To comply with point (c), I am not posting the outdated files used for the paper. If replication with the current data is not possible, 
I will make the earlier versions available for comparison.

Run make_mortality.sas to create a dataset with country-disease-year observations. Multiple imputation (using
PROC MI in SAS) was used because of the large number of missing values. 

-------------------------------------------------------------------------------------------------
Country-level data
-------------------------------------------------------------------------------------------------

Data on World Bank income classifications can be downloaded from the World Bank:

http://siteresources.worldbank.org/DATASTATISTICS/Resources/OGHIST.xls

I have reformatted this for easier importing as WB_classification.csv.

Data on country-level IPR policies is drawn from:
     a. The World Trade Organization, which provides information on the membership dates, required
     	TRIPS compliance, and self-declared income status for each member state. We collected this
	by hand.
     b. The Ginarte-Park Index, which was provided to us by Walter Park.
     c. The Hamden Index, which was provided to us by Intan Hamden-Livramento.

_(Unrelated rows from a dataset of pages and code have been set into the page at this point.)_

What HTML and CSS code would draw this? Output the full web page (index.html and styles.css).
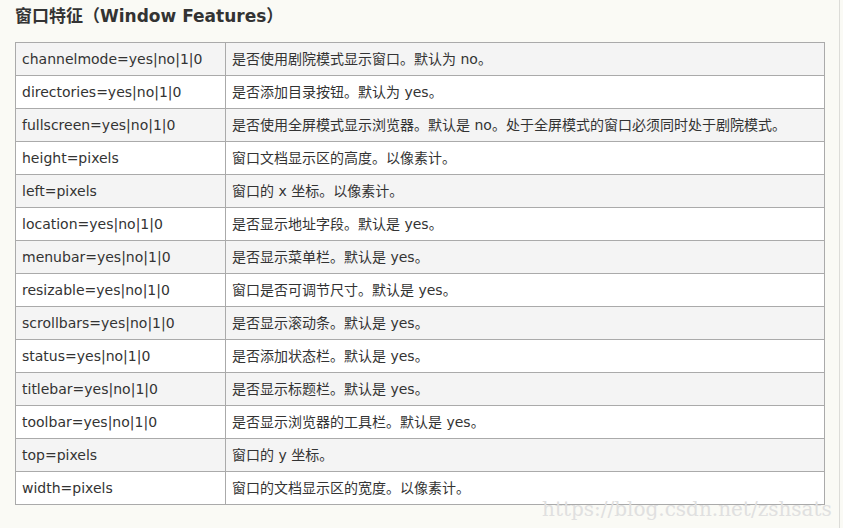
FILE: index.html
```html
<!DOCTYPE html>
<html lang="zh">
<head>
<meta charset="utf-8">
<link rel="stylesheet" href="styles.css">
</head>
<body>
<div class="page">
  <h3 class="title">窗口特征（Window Features）</h3>
  <table class="features">
    <tr><td class="key">channelmode=yes|no|1|0</td><td>是否使用剧院模式显示窗口。默认为 no。</td></tr>
    <tr><td class="key">directories=yes|no|1|0</td><td>是否添加目录按钮。默认为 yes。</td></tr>
    <tr><td class="key">fullscreen=yes|no|1|0</td><td>是否使用全屏模式显示浏览器。默认是 no。处于全屏模式的窗口必须同时处于剧院模式。</td></tr>
    <tr><td class="key">height=pixels</td><td>窗口文档显示区的高度。以像素计。</td></tr>
    <tr><td class="key">left=pixels</td><td>窗口的 x 坐标。以像素计。</td></tr>
    <tr><td class="key">location=yes|no|1|0</td><td>是否显示地址字段。默认是 yes。</td></tr>
    <tr><td class="key">menubar=yes|no|1|0</td><td>是否显示菜单栏。默认是 yes。</td></tr>
    <tr><td class="key">resizable=yes|no|1|0</td><td>窗口是否可调节尺寸。默认是 yes。</td></tr>
    <tr><td class="key">scrollbars=yes|no|1|0</td><td>是否显示滚动条。默认是 yes。</td></tr>
    <tr><td class="key">status=yes|no|1|0</td><td>是否添加状态栏。默认是 yes。</td></tr>
    <tr><td class="key">titlebar=yes|no|1|0</td><td>是否显示标题栏。默认是 yes。</td></tr>
    <tr><td class="key">toolbar=yes|no|1|0</td><td>是否显示浏览器的工具栏。默认是 yes。</td></tr>
    <tr><td class="key">top=pixels</td><td>窗口的 y 坐标。</td></tr>
    <tr><td class="key">width=pixels</td><td>窗口的文档显示区的宽度。以像素计。</td></tr>
  </table>
  <div class="watermark">https://blog.csdn.net/zshsats</div>
</div>
</body>
</html>
```

FILE: styles.css
```css
html, body {
  margin: 0;
  padding: 0;
  background: #fafaf5;
}
body {
  font-family: "DejaVu Sans", "Noto Sans CJK SC", sans-serif;
  color: #333;
  height: 528px;
  overflow: hidden;
}
.page {
  position: relative;
  height: 528px;
  padding: 0 0 0 15px;
  box-sizing: border-box;
  border-right: 1px solid #dcdcd8;
  width: 840px;
}
.title {
  margin: 0;
  padding-top: 6px;
  height: 42px;
  box-sizing: border-box;
  font-size: 17px;
  line-height: 21px;
  font-weight: bold;
  color: #333;
}
.features {
  border-collapse: collapse;
  width: 810px;
  font-size: 14px;
}
.features td {
  border: 1px solid #aaa;
  height: 33px;
  padding: 0 6px;
  box-sizing: border-box;
  line-height: 17px;
  vertical-align: middle;
}
.features tr:nth-child(odd) td {
  background: #f4f4f4;
}
.features tr:nth-child(even) td {
  background: #fff;
}
.features td.key {
  width: 210px;
}
.watermark {
  position: absolute;
  left: 542px;
  top: 497px;
  font-family: "DejaVu Serif", "Liberation Serif", serif;
  font-size: 20px;
  color: #e0e0e0;
  white-space: nowrap;
}
```
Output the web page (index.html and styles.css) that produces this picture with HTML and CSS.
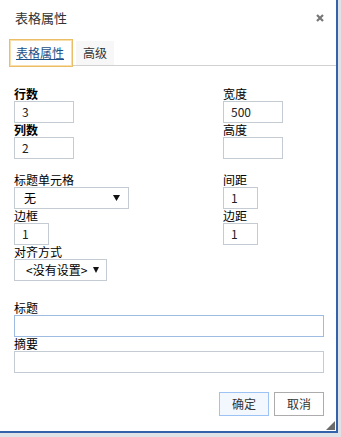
FILE: index.html
```html
<!DOCTYPE html>
<html lang="zh">
<head>
<meta charset="utf-8">
<link rel="stylesheet" href="styles.css">
</head>
<body>
<div class="dialog">
  <div class="header">
    <span class="title">表格属性</span>
    <svg class="close" width="8" height="8" viewBox="0 0 8 8"><path d="M1 1L7 7M7 1L1 7" stroke="#777" stroke-width="2.2"/></svg>
  </div>
  <div class="tabs">
    <div class="tab active"><span>表格属性</span></div>
    <div class="tab"><span>高级</span></div>
  </div>
  <div class="content">
    <div class="section first">
      <div class="col left">
        <label class="lbl bold">行数</label>
        <div class="inp w60">3</div>
        <label class="lbl bold">列数</label>
        <div class="inp w60">2</div>
      </div>
      <div class="col">
        <label class="lbl">宽度</label>
        <div class="inp w60">500</div>
        <label class="lbl">高度</label>
        <div class="inp w60"></div>
      </div>
    </div>
    <div class="section second">
      <div class="col left">
        <label class="lbl">标题单元格</label>
        <div class="sel w115"><span>无</span><svg width="7" height="6" viewBox="0 0 7 6"><path d="M0 0H7L3.5 6Z" fill="#111"/></svg></div>
        <label class="lbl">边框</label>
        <div class="inp w35">1</div>
        <label class="lbl">对齐方式</label>
        <div class="sel w93 s2"><span>&lt;没有设置&gt;</span><svg width="6" height="6" viewBox="0 0 6 6"><path d="M0 0H6L3 6Z" fill="#111"/></svg></div>
      </div>
      <div class="col">
        <label class="lbl">间距</label>
        <div class="inp w35">1</div>
        <label class="lbl">边距</label>
        <div class="inp w35">1</div>
      </div>
    </div>
    <div class="section third">
      <label class="lbl">标题</label>
      <div class="inp wide focus"></div>
      <label class="lbl">摘要</label>
      <div class="inp wide"></div>
    </div>
  </div>
  <div class="buttons">
    <button class="btn ok">确定</button>
    <button class="btn">取消</button>
  </div>
  <div class="grip"></div>
</div>
</body>
</html>
```
FILE: styles.css
```css
* { box-sizing: border-box; }
html, body { margin: 0; padding: 0; }
body {
  background: #dfe2e7;
  font-family: "Noto Sans CJK SC", "Liberation Sans", sans-serif;
  font-size: 12px;
  color: #000;
}
.dialog {
  position: relative;
  width: 338px;
  height: 433px;
  background: #fff;
  border-right: 2px solid #3563ab;
  border-bottom: 2px solid #3563ab;
  display: flex;
  flex-direction: column;
}
.header {
  height: 39px;
  display: flex;
  justify-content: space-between;
  align-items: flex-start;
  padding: 10px 12px 0 15px;
}
.title {
  font-size: 13px;
  line-height: 16px;
  color: #333;
}
.close { margin-top: 4px; }
.tabs {
  margin-left: 9px;
  height: 27px;
  border-bottom: 1px solid #d1d1d1;
  display: flex;
  align-items: flex-start;
}
.tab {
  height: 24px;
  margin-top: 2px;
  margin-left: 3px;
  padding: 0 7px;
  background: #f7f7f7;
  line-height: 24px;
  color: #333;
}
.tab.active {
  position: relative;
  margin: 0;
  height: 28px;
  width: 64px;
  background: #fff;
  border: 1px solid #ebbd66;
  box-shadow: inset 0 0 0 1px #f7deaa;
  line-height: 26px;
  padding: 0 6px;
  color: #1b4f87;
}
.tab.active span { text-decoration: underline; }
.content { padding: 0 14px; }
.section { display: flex; }
.section.first { padding-top: 21px; }
.section.second { padding-top: 14px; }
.section.third { padding-top: 20px; flex-direction: column; }
.col { display: flex; flex-direction: column; align-items: flex-start; }
.col.left { width: 209px; }
.lbl {
  display: block;
  line-height: 14px;
  height: 14px;
  white-space: nowrap;
}
.bold { font-weight: bold; }
.inp {
  height: 22px;
  border: 1px solid #c4cbd3;
  padding: 0 7px;
  line-height: 20px;
  color: #222;
}
.w60 { width: 60px; }
.w35 { width: 35px; }
.wide { width: 310px; }
.focus { border-color: #9ebbe2; }
.sel {
  height: 22px;
  border: 1px solid #c4cbd3;
  display: flex;
  align-items: center;
  justify-content: space-between;
  padding: 0 8px 0 9px;
  line-height: 20px;
}
.sel.s2 { padding: 0 7px 0 11px; }
.w115 { width: 115px; }
.w93 { width: 93px; }
.buttons {
  display: flex;
  justify-content: flex-end;
  gap: 5px;
  padding: 19px 12px 0 0;
}
.btn {
  width: 50px;
  height: 24px;
  font-family: inherit;
  font-size: 12px;
  color: #333;
  background: #fff;
  border: 1px solid #acacac;
  padding: 0;
  line-height: 22px;
}
.btn.ok {
  background: #f3f8fe;
  border-color: #9cc3f4;
}
.grip {
  position: absolute;
  right: 1px;
  bottom: 1px;
  width: 0;
  height: 0;
  border-style: solid;
  border-width: 0 0 9px 9px;
  border-color: transparent transparent #6b6b6b transparent;
}
```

This information, along with some reformatting of country names for merging, is contained in
Country_IPR_data.csv.

-------------------------------------------------------------------------------------------------
Constructing the final dataset and running regressions
-------------------------------------------------------------------------------------------------

The program make_trips_data.sas merges all the input datasets and creates the disease-year data
used for regression analysis.

The program run_regressions.sas is self-explanatory and generates Tables 1-5. 
Note that because of the multiple imputation used for mortality data, it is necessary to use 
PROC MIANALYZE after PROC GENMOD to correct the standard errors.